I need to get as closely as possible into your developent of this stuff,
and I simply haven't had the time (which could have been your first
question).


indicate a certain skepticism. But you fail to
> note that I was clear about *why* I was skeptical. If you will forgive the
> self-reference, I wrote:
> > 1. The early-Heidegger/Gadamerian sense: readings are violent
> >insofar as they refuse (implicitly or explicitly) to respect the
> >self-conception of the author. But, as Gadamer credits Heidegger with
> >having taught him, every interpretation is violent in this sense, for if
> >the interpretation did not suppose that it had discovered some meaning in
> >the text which the author had missed, then it would not be an
> >*interpretation,* but only (the acolyte's dream of) a pure exegesis (which,
> >were it possible, would be superfluous!).
> Do you object to this?

I only object to the problem presented by the "ubiquitous violence",
which I was referring to as *biolence*. This teaching of Heidegger is
what I would call "adjudicated violence". I feel that the problem of
ubiquity and, especially, intention was not yet addressed. I see this
"later Heidegger/Derridan 'position'" as still having not met the
criteria for having *asked the question of violence*. I note the
Derridean minimal schema: As little as possible.
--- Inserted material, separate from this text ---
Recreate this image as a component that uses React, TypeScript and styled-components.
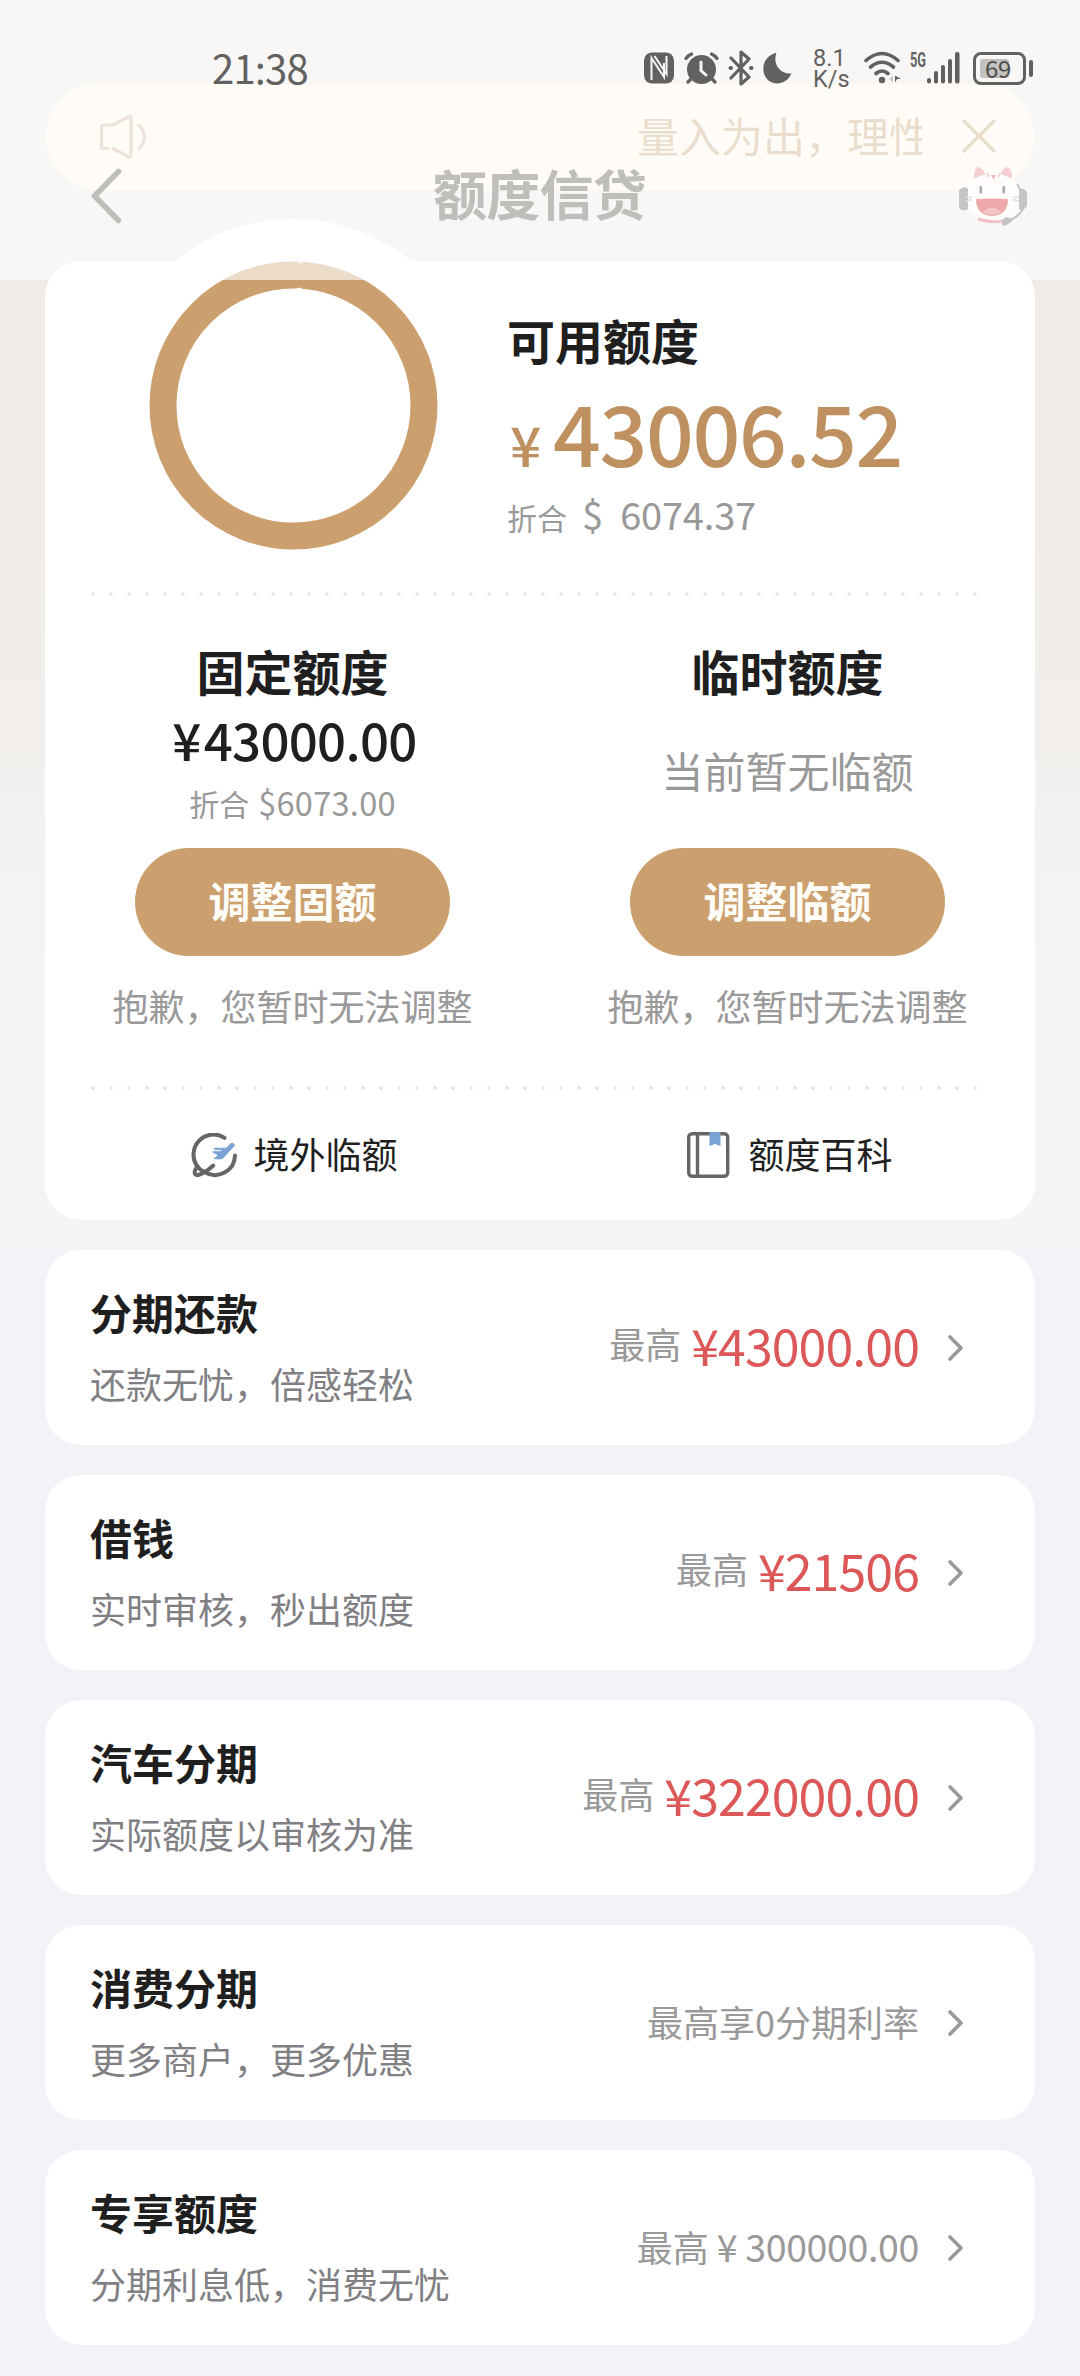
import React from "react";
import styled, { createGlobalStyle } from "styled-components";

const FONT = `"Noto Sans CJK SC", "Noto Sans", sans-serif`;

const GlobalStyle = createGlobalStyle`
  * { box-sizing: border-box; }
  body { margin: 0; background: #f2f3f8; font-family: ${FONT}; }
`;

const Page = styled.div`
  position: relative;
  width: 1080px;
  height: 2376px;
  overflow: hidden;
  padding: 84px 45px 0;
  background: linear-gradient(180deg, #f0ebe6 0, #f0ebe6 540px, #f4f4f4 960px, #f4f4f4 1244px, #f2f3f8 1256px);
`;

/* Translucent header laid over the scrolled content */
const Header = styled.header`
  position: absolute;
  inset: 0 0 auto 0;
  z-index: 2;
  height: 280px;
  background: rgba(255, 255, 255, 0.62);
`;

const StatusBar = styled.div`
  height: 94px;
  padding: 44px 47px 0 212px;
  display: flex;
  justify-content: space-between;
  align-items: flex-start;
  color: #62615f;
`;

const Clock = styled.div`
  font-size: 40px;
  line-height: 46px;
  letter-spacing: -0.8px;
`;

const StatusIcons = styled.div`
  display: flex;
  align-items: flex-start;
  height: 48px;
`;

const StatusGlyph = styled.svg<{ $gap?: number }>`
  display: block;
  flex: none;
  margin-left: ${(p) => p.$gap ?? 0}px;
`;

const NetSpeed = styled.div`
  width: 36px;
  margin: 4px 0 0 20px;
  font-family: Roboto, sans-serif;
  font-size: 23.5px;
  line-height: 21px;
  white-space: nowrap;
`;

const NetType = styled.div`
  width: 16px;
  margin: 7px 0 0 9px;
  font-family: Roboto, sans-serif;
  font-weight: 700;
  font-size: 20px;
  line-height: 18px;
  transform: scaleX(0.64);
  transform-origin: 0 0;
`;

const Battery = styled.div`
  display: flex;
  align-items: center;
  margin: 8px 0 0 13px;
`;

const BatteryShell = styled.div`
  width: 53px;
  height: 33px;
  padding: 4px;
  border: 3px solid #62615f;
  border-radius: 8px;
`;

const BatteryLevel = styled.div`
  width: 29px;
  height: 19px;
  border-radius: 3px;
  background: #c3c2c0;
  font-size: 24px;
  line-height: 17px;
  padding-left: 5px;
  letter-spacing: -0.4px;
  color: #4e4d4b;
`;

const BatteryTip = styled.div`
  width: 4px;
  height: 17px;
  margin-left: 3px;
  border-radius: 2px;
  background: #62615f;
`;

const TitleBar = styled.div`
  height: 186px;
  padding: 72px 52px 0 88px;
  display: grid;
  grid-template-columns: 72px 1fr 72px;
  align-items: start;
`;

const Title = styled.h1`
  margin: -1px 0 0 -37px;
  text-align: center;
  font-size: 54px;
  font-weight: 700;
  line-height: 56px;
  letter-spacing: -0.8px;
  color: #bfbebb;
`;

const BackIcon = styled.svg`
  display: block;
`;

const Mascot = styled.svg`
  display: block;
  margin: -3px 0 0 1px;
`;

const Notice = styled.div`
  height: 106px;
  margin: 0 1px 71px;
  padding: 0 38px 0 52px;
  border-radius: 53px;
  background: #fff8e9;
  display: flex;
  align-items: center;
`;

const NoticeText = styled.div`
  width: 285px;
  margin: -4px 40px 0 auto;
  overflow: hidden;
  white-space: nowrap;
  font-size: 42px;
  line-height: 60px;
  color: #caa67f;
`;

const Card = styled.section`
  position: relative;
  border-radius: 36px;
  background: #fff;
`;

const QuotaCard = styled(Card)`
  height: 959px;
`;

/* White halo that rises out of the top edge of the card */
const Halo = styled.div`
  position: absolute;
  left: 62px;
  top: -42px;
  width: 372px;
  height: 372px;
  border-radius: 50%;
  background: #fff;
`;

const Summary = styled.div`
  position: relative;
  height: 331px;
  display: flex;
`;

const Ring = styled.svg`
  flex: none;
  margin-left: 104px;
`;

const SummaryText = styled.div`
  margin-left: 68px;
  padding-top: 50px;
`;

const Heading = styled.h2`
  margin: 0;
  font-size: 48px;
  font-weight: 700;
  line-height: 56px;
  color: #1f1f1f;
`;

const Total = styled.div`
  height: 100px;
  margin: 14px 0 0 -1px;
  display: flex;
  align-items: baseline;
  font-weight: 500;
  font-size: 84px;
  line-height: 100px;
  letter-spacing: -1.4px;
  color: #bf9160;
`;

const TotalSign = styled.span`
  font-size: 55px;
  width: 47px;
  padding-left: 4px;
`;

const Converted = styled.div`
  display: flex;
  align-items: baseline;
  margin-top: 8px;
  font-size: 30px;
  line-height: 50px;
  color: #999;
`;

const Dollar = styled.span`
  margin-left: 15px;
  font-size: 38px;
  letter-spacing: -0.2px;
  word-spacing: 9px;
`;

const Dots = styled.div`
  width: 888px;
  height: 4px;
  margin: 0 0 0 45px;
  background: radial-gradient(circle at 3px 2px, #e8e8e8 1.5px, transparent 2.1px) 0 0 / 18px 4px repeat-x;
`;

const Columns = styled.div`
  display: grid;
  grid-template-columns: 1fr 1fr;
`;

const Column = styled.div`
  height: 490px;
  padding-top: 46px;
  display: flex;
  flex-direction: column;
  align-items: center;
`;

const ColumnBody = styled.div`
  height: 150px;
  display: flex;
  flex-direction: column;
  align-items: center;
`;

const Amount = styled.div`
  margin: 10px 0 0 4px;
  display: flex;
  gap: 3px;
  font-size: 51px;
  font-weight: 500;
  line-height: 62px;
  letter-spacing: -0.7px;
  color: #1f1f1f;
`;

const Small = styled.div`
  margin-top: 10px;
  font-size: 30px;
  line-height: 44px;
  color: #999;
`;

const SmallAmount = styled.span`
  margin-left: 9px;
  font-size: 32.5px;
  letter-spacing: 0.3px;
`;

const Empty = styled.div`
  margin-top: 42px;
  font-size: 42px;
  line-height: 60px;
  color: #999;
`;

const Pill = styled.button`
  width: 315px;
  height: 108px;
  padding: 0 0 5px;
  border: 0;
  border-radius: 54px;
  background: #cca06e;
  color: #fffdf8;
  font-family: ${FONT};
  font-size: 42px;
  font-weight: 700;
`;

const Hint = styled.div`
  margin-top: 23px;
  font-size: 36px;
  line-height: 52px;
  color: #999;
`;

const Links = styled(Columns)`
  height: 131px;
`;

const LinkItem = styled.div`
  display: flex;
  align-items: center;
  justify-content: center;
  gap: 16px;
  padding-left: 4px;
  font-size: 36px;
  line-height: 50px;
  color: #1f1f1f;
`;

const LinkLabel = styled.span`
  padding-bottom: 5px;
`;

const Products = styled.div`
  display: flex;
  flex-direction: column;
  gap: 30px;
  margin-top: 30px;
`;

const Product = styled(Card)`
  height: 195px;
  padding: 0 71px 0 45px;
  display: flex;
  align-items: center;
  justify-content: space-between;
`;

const ProductText = styled.div`
  padding-bottom: 4px;
`;

const ProductName = styled.h3`
  margin: 0;
  font-size: 42px;
  font-weight: 700;
  line-height: 60px;
  color: #1f1f1f;
`;

const ProductNote = styled.p`
  margin: 15px 0 0;
  font-size: 36px;
  line-height: 52px;
  color: #7f7f84;
`;

const ProductValue = styled.div`
  display: flex;
  align-items: center;
  font-size: 36px;
  line-height: 60px;
  color: #999;
`;

const ValueText = styled.span<{ $priced?: boolean }>`
  display: flex;
  align-items: ${(p) => (p.$priced ? "center" : "baseline")};
  margin-right: 28px;
  padding-bottom: ${(p) => (p.$priced ? 9 : 4)}px;
`;

const Price = styled.span`
  margin: 2px 0 0 10px;
  font-size: 50px;
  letter-spacing: -0.9px;
  color: #dc5757;
`;

const PlainPrice = styled.span`
  font-size: 37.5px;
  margin-left: 8px;
  display: flex;
  gap: 8px;
  letter-spacing: -0.35px;
`;

const ChevronRight = () => (
  <svg width="17" height="28" viewBox="0 0 17 28" fill="none" stroke="#999" strokeWidth="3.6" strokeLinecap="round" strokeLinejoin="round">
    <path d="M3 3 L14 14 L3 25" />
  </svg>
);

const CloseIcon = () => (
  <svg width="34" height="34" viewBox="0 0 34 34" fill="none" stroke="#caa67f" strokeWidth="3.4" strokeLinecap="round">
    <path d="M2 1 L32 31 M32 1 L2 31" />
  </svg>
);

const SpeakerIcon = () => (
  <svg width="50" height="48" viewBox="0 0 50 48" fill="none" stroke="#d4b398" strokeWidth="3.2" strokeLinecap="round" strokeLinejoin="round">
    <path d="M10 35.500 H4.500 Q3.500 35.500 3.500 34.500 V14 Q3.500 12 5.500 12 H13 Q15 12 17 11 L31 3.500 Q33 2.500 33 5 V41 Q33 45 30 43.500 L15 35.500" />
    <path d="M41 12.500 Q52 24 41 35.500" />
  </svg>
);

const PlaneGlobeIcon = () => (
  <svg width="46" height="46" viewBox="190 1132 46 46" fill="none" stroke="#666" strokeWidth="4" strokeLinecap="round" strokeLinejoin="round">
    <path d="M223.500 1136.800 A20 20 0 0 0 196.500 1165.500" />
    <path d="M234 1154.500 A20 20 0 0 1 203.500 1171" />
    <path d="M196.500 1165.500 C192 1171 193 1175.500 198.500 1173.500 C203 1172 208 1168.500 212.200 1164.500" />
    <path d="M196.500 1165.500 Q198.500 1168.500 203.500 1171" />
    <path
      fill="#79a3d2"
      stroke="#79a3d2"
      strokeWidth="0.8"
      d="M230 1142.500 Q233 1141.500 233.500 1144.500 L222.500 1156.500 Q221 1158 218.500 1158 L213 1157.500 L217 1154.500 L215.500 1153 L212 1151.500 L212.500 1150.500 L219 1150.800 L221.500 1149 L213 1148.300 L214 1147 L225 1147.200 Z"
    />
  </svg>
);

const BookIcon = () => (
  <svg width="46" height="48" viewBox="0 1 46 48" fill="none" stroke="#666" strokeWidth="3.4">
    <rect x="2.700" y="2.700" width="39" height="42.600" rx="3.500" />
    <path d="M11.500 3 V45" />
    <path d="M23.500 1 H34.500 V15 L29 13 L23.500 15 Z" fill="#79a3d2" stroke="none" />
  </svg>
);

const NfcIcon = () => (
  <StatusGlyph width="30" height="32" viewBox="0 0 30 32">
    <rect x="0" y="0.500" width="30" height="31" rx="8" fill="currentColor" />
    <path d="M7.500 28 V6 L20 25 V11 M10.500 4 L22.500 22 V4" fill="none" stroke="#f8f7f5" strokeWidth="2" />
  </StatusGlyph>
);

const AlarmIcon = () => (
  <StatusGlyph $gap={10} width="35" height="32" viewBox="0 0 35 32">
    <g fill="none" stroke="currentColor" strokeWidth="3.200" strokeLinecap="round">
      <path d="M2 6.500 Q4 3.500 7.500 2 M33 6.500 Q31 3.500 27.500 2 M8 26 L4 30 M27 26 L31 30" />
    </g>
    <circle cx="17.500" cy="17.500" r="14.500" fill="currentColor" />
    <path d="M17 10 V18.500 L22 23" fill="none" stroke="#f8f7f5" strokeWidth="3" strokeLinecap="round" />
  </StatusGlyph>
);

const BluetoothIcon = () => (
  <StatusGlyph $gap={9} width="26" height="36" viewBox="0 0 26 36" fill="none" stroke="currentColor" strokeWidth="3.2" strokeLinejoin="round" strokeLinecap="round">
    <path d="M3 8 L21 27 L13 34 V2 L21 9 L3 28" />
    <path d="M2.500 18 H3 M23 18 H23.500" strokeWidth="4" />
  </StatusGlyph>
);

const MoonIcon = () => (
  <StatusGlyph $gap={9} width="30" height="32" viewBox="0 0 30 32" fill="currentColor">
    <path d="M13.500 0.500 C9.500 11 16 22.500 28.500 21.500 C24 31.500 14 33.500 7 29.500 C-3 23 -2.500 5 13.500 0.500 Z" />
  </StatusGlyph>
);

const WifiIcon = () => (
  <StatusGlyph $gap={15} width="37" height="34" viewBox="0 0 37 34" fill="none" stroke="currentColor" strokeWidth="3.600" strokeLinecap="round">
    <path d="M2 9.500 Q18 -4.500 34 9.500" />
    <path d="M6.500 16 Q18 6.500 29.500 16" />
    <path d="M12 22.500 Q18 17.500 24 22.500" />
    <circle cx="18" cy="29" r="3.200" fill="currentColor" stroke="none" />
    <path d="M31 24.500 V31.500 L33 28 H37 Z" fill="currentColor" stroke="none" />
    <path d="M29 24.500 V31.500 L25 28 Z" fill="#c9c8c6" stroke="none" />
  </StatusGlyph>
);

const SignalIcon = () => (
  <StatusGlyph $gap={1} width="33" height="32" viewBox="0 0 33 32" fill="currentColor">
    <rect x="0" y="26" width="4" height="5.500" rx="2" />
    <rect x="7" y="19" width="4" height="12.500" rx="2" />
    <rect x="14" y="13" width="4" height="18.500" rx="2" />
    <rect x="21" y="7" width="4" height="24.500" rx="2" />
    <rect x="28" y="0" width="4.500" height="31.500" rx="2" />
  </StatusGlyph>
);

const GlyphRow = styled.div`
  display: flex;
  align-items: center;
  height: 36px;
  margin-top: 6px;
`;

const products: { name: string; note: string; label: string; price?: string; plain?: string }[] = [
  { name: "分期还款", note: "还款无忧，倍感轻松", label: "最高", price: "¥43000.00" },
  { name: "借钱", note: "实时审核，秒出额度", label: "最高", price: "¥21506" },
  { name: "汽车分期", note: "实际额度以审核为准", label: "最高", price: "¥322000.00" },
  { name: "消费分期", note: "更多商户，更多优惠", label: "最高享0分期利率" },
  { name: "专享额度", note: "分期利息低，消费无忧", label: "最高", plain: "300000.00" },
];

export default function App() {
  return (
    <Page>
      <GlobalStyle />
      <Header>
        <StatusBar>
          <Clock>21:38</Clock>
          <StatusIcons>
            <GlyphRow>
              <NfcIcon />
              <AlarmIcon />
              <BluetoothIcon />
              <MoonIcon />
            </GlyphRow>
            <NetSpeed>
              8.1
              <br />
              K/s
            </NetSpeed>
            <GlyphRow>
              <WifiIcon />
            </GlyphRow>
            <NetType>5G</NetType>
            <GlyphRow>
              <SignalIcon />
            </GlyphRow>
            <Battery>
              <BatteryShell>
                <BatteryLevel>69</BatteryLevel>
              </BatteryShell>
              <BatteryTip />
            </Battery>
          </StatusIcons>
        </StatusBar>
        <TitleBar>
          <BackIcon width="36" height="60" viewBox="88 166 36 60" fill="none" stroke="#bfbebb" strokeWidth="5.500" strokeLinecap="round" strokeLinejoin="round">
            <path d="M118.500 171.500 L94.500 196 L118.500 220.500" />
          </BackIcon>
          <Title>额度信贷</Title>
          <Mascot width="72" height="66" viewBox="957 163 72 66">
            <path d="M974 178 Q974 168 978 167 Q983 168 986 176 Z" fill="#f6cdd1" />
            <path d="M1012 178 Q1012 168 1007 167 Q1003 168 1000 176 Z" fill="#f6cdd1" />
            <ellipse cx="993" cy="198" rx="29" ry="24.500" fill="#fffcfc" />
            <path d="M959 190 Q965 185 968 189 V209 Q963 212 959 208 Z" fill="#c6c5c5" />
            <path d="M1027 192 Q1023 186 1019 190 V209 Q1023 212 1027 206 Z" fill="#c6c5c5" />
            <path d="M1017 184 Q1021 190 1022 198 M1023 209 Q1017 219 1005 222" fill="none" stroke="#c4c3c3" strokeWidth="2" />
            <path d="M1001 221 L1006 217 L1013 219 Q1011 224 1003 226 Z" fill="#c4c3c3" />
            <path d="M987 173 L988.500 177 M1000 173 L998.500 177" stroke="#f7d3d7" strokeWidth="2" />
            <path d="M991 175 L993.500 180 L996 175 Z" fill="#f1b9c0" />
            <rect x="979.500" y="186" width="2.500" height="7.500" rx="1.200" fill="#aaa9a9" />
            <rect x="1002.500" y="186" width="2.500" height="7.500" rx="1.200" fill="#aaa9a9" />
            <path d="M976 199 Q992 198 1008 199 Q1008 215 992 216 Q976 215 976 199 Z" fill="#eda9a9" />
            <path d="M983 212 Q992 203 1001 212 Q992 217 983 212 Z" fill="#f6c6c6" />
            <path d="M978 219 Q990 223 1003 221" fill="none" stroke="#efc3c8" strokeWidth="3" />
            <path d="M966 197 H972 M966 201 L972 199.500 M1013 197 H1019 M1013 199.500 L1019 201" stroke="#dfdddd" strokeWidth="1.300" />
          </Mascot>
        </TitleBar>
      </Header>

      <Notice>
        <SpeakerIcon />
        <NoticeText>量入为出，理性消费</NoticeText>
        <CloseIcon />
      </Notice>

      <QuotaCard>
        <Halo />
        <Summary>
          <Ring width="290" height="290" viewBox="0 0 290 290">
            <circle cx="144.500" cy="144.500" r="130.500" fill="none" stroke="#cca06e" strokeWidth="27" />
            <path d="M148 0.500 L155 0.500 L151.500 2.500 Z M145 28.500 L150 26.500 L155 28.500 Z" fill="#fff" />
          </Ring>
          <SummaryText>
            <Heading>可用额度</Heading>
            <Total>
              <TotalSign>¥</TotalSign>43006.52
            </Total>
            <Converted>
              折合<Dollar>$ 6074.37</Dollar>
            </Converted>
          </SummaryText>
        </Summary>
        <Dots />
        <Columns>
          <Column>
            <Heading>固定额度</Heading>
            <ColumnBody>
              <Amount>
                <span>¥</span>
                <span>43000.00</span>
              </Amount>
              <Small>
                折合<SmallAmount>$6073.00</SmallAmount>
              </Small>
            </ColumnBody>
            <Pill>调整固额</Pill>
            <Hint>抱歉，您暂时无法调整</Hint>
          </Column>
          <Column>
            <Heading>临时额度</Heading>
            <ColumnBody>
              <Empty>当前暂无临额</Empty>
            </ColumnBody>
            <Pill>调整临额</Pill>
            <Hint>抱歉，您暂时无法调整</Hint>
          </Column>
        </Columns>
        <Dots />
        <Links>
          <LinkItem>
            <PlaneGlobeIcon />
            <LinkLabel>境外临额</LinkLabel>
          </LinkItem>
          <LinkItem>
            <BookIcon />
            <LinkLabel>额度百科</LinkLabel>
          </LinkItem>
        </Links>
      </QuotaCard>

      <Products>
        {products.map((p) => (
          <Product key={p.name}>
            <ProductText>
              <ProductName>{p.name}</ProductName>
              <ProductNote>{p.note}</ProductNote>
            </ProductText>
            <ProductValue>
              <ValueText $priced={!!p.price}>
                <span>{p.label}</span>
                {p.price && <Price>{p.price}</Price>}
                {p.plain && (
                  <PlainPrice>
                    <span>¥</span>
                    <span>{p.plain}</span>
                  </PlainPrice>
                )}
              </ValueText>
              <ChevronRight />
            </ProductValue>
          </Product>
        ))}
      </Products>
    </Page>
  );
}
I think the question of violence *is* asked in Derrida, but I think in
some ways or often it remains in utility only, even in Derrida. But has the
question of violence been asked in later Heidegger? I don't think so, but
that's also a function of my scholarship, which is poor.


Who among us doesn't accept some such
> 'violence--inextricable from the analyst's stance--as necessary?

I've fully allowed for such violence as *adjudicated violence*. But I did
so in passing, I should note, and not out of a free development of the
question of nonviolence. Interestingly, the totalization in which you form
your question (I guess it's an implicit totalization) is one that rises
often out of, especially, what I'm calling "naive nonviolence". It can be
found in the term "pacifism" in the most ubiquitous case. The question you
ask of "us" is: who doesn't accept some such violence? This asks of a
character who might in fact *totally* rid him or herself of all "analyst
style" violence. This remains "naive" (and the violence of the term
"naive" is beginning to bear on me) in that it does not stop to question
its own totalitarian schema; the *biolence* of this general condition
would lie, then, in the dreary process of smashing against the rocks of
the ideal. But this is *precisely* the current status of nonviolence.

The
> scare-quotes thus mark this kind of violence off from what I take to be
> violence proper, which I presume would always be objectionable. For me all
> violence is not equally objectionable--and to act as if it is only weakens
> the critique against it by overly diluting the term. Even the Buddhists
> recognize that life lives on life, and that while we should try not to step
> on the bugs, we can't help killing the microbes...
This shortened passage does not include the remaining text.